I realize how that sounds now. Like one of those stories that grows with age. Plenty of time to embellish, right? Nope. That’s exactly how it was, and somewhere I have the photos to prove it.
Fast forward to northern Illinois January 2026. Winters are mostly gray here, temps hovering in the low 30s, with little snow to show for it. So when it does snow, like today, you take advantage. You pull out the sleds. You find a hill. You go because it probably won’t last.
This was one of those days. Fresh snow. Three grandchildren coming to visit. And a newly retired grandpa looking for a way to spend the afternoon. By Illinois standards, it was cold, 10 degrees Fahrenheit with a wind chill of minus five, but all four of them dressed for it and headed out to the little hill on our property.
New sledding techniques emerged, looking like a mashup of surfing and snowboarding, with a few spectacular spills for good measure. Judging by the shrieking laughter, “sledding chicken”, one child flying downhill while another walked up the same path, was clearly the most effective way to have fun.
A walk through the woods followed, then the collective decision that it was officially too cold to stay out any longer. Hot chocolate waited inside, already poured, marshmallows floating on top. Three cousins, one from Minnesota, two from Wisconsin, came tumbling and laughing through the door, red cheeked and smiling, followed by their Grandpa Michael, also red cheeked and smiling.

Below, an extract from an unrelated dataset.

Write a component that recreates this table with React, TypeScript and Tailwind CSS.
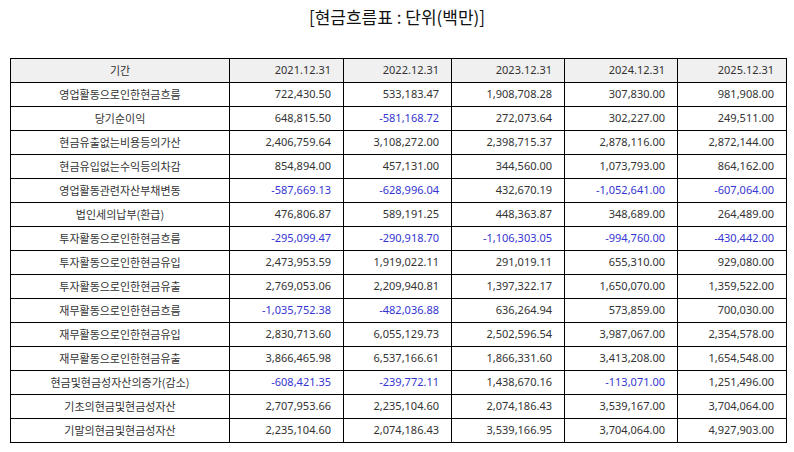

But his smile was different.
Michael’s came from a new learning of how to relax. From playing hard with grandchildren without a quiet voice in the back of his mind reminding him of unread emails or unanswered texts. From discovering the discipline of being fully present, laughing without glancing at a clock, enjoying the moment exactly as it was, with the people he was sharing it with. That kind of smile is earned. And on this cold Illinois afternoon, it warmed my heart.
After years of pushing to reach this stage in life, these early days of retirement sometimes still surprise me. The difference is real. The days we once imagined now exist, and they’re gentler. Concerns remain, but they’re no longer shaped by clients, deadlines, or expectations that don’t belong to us. There is room now for play, for travel, for prayer, for attention to the things long postponed. These moments arrive without being crowded out.
And that may be the greatest gift of all.
Not the snow. Not even the memory. But the quiet knowing that when a day like this shows up, we have the sense and the freedom to step into it fully. And that, I’m learning, is how a life is remembered.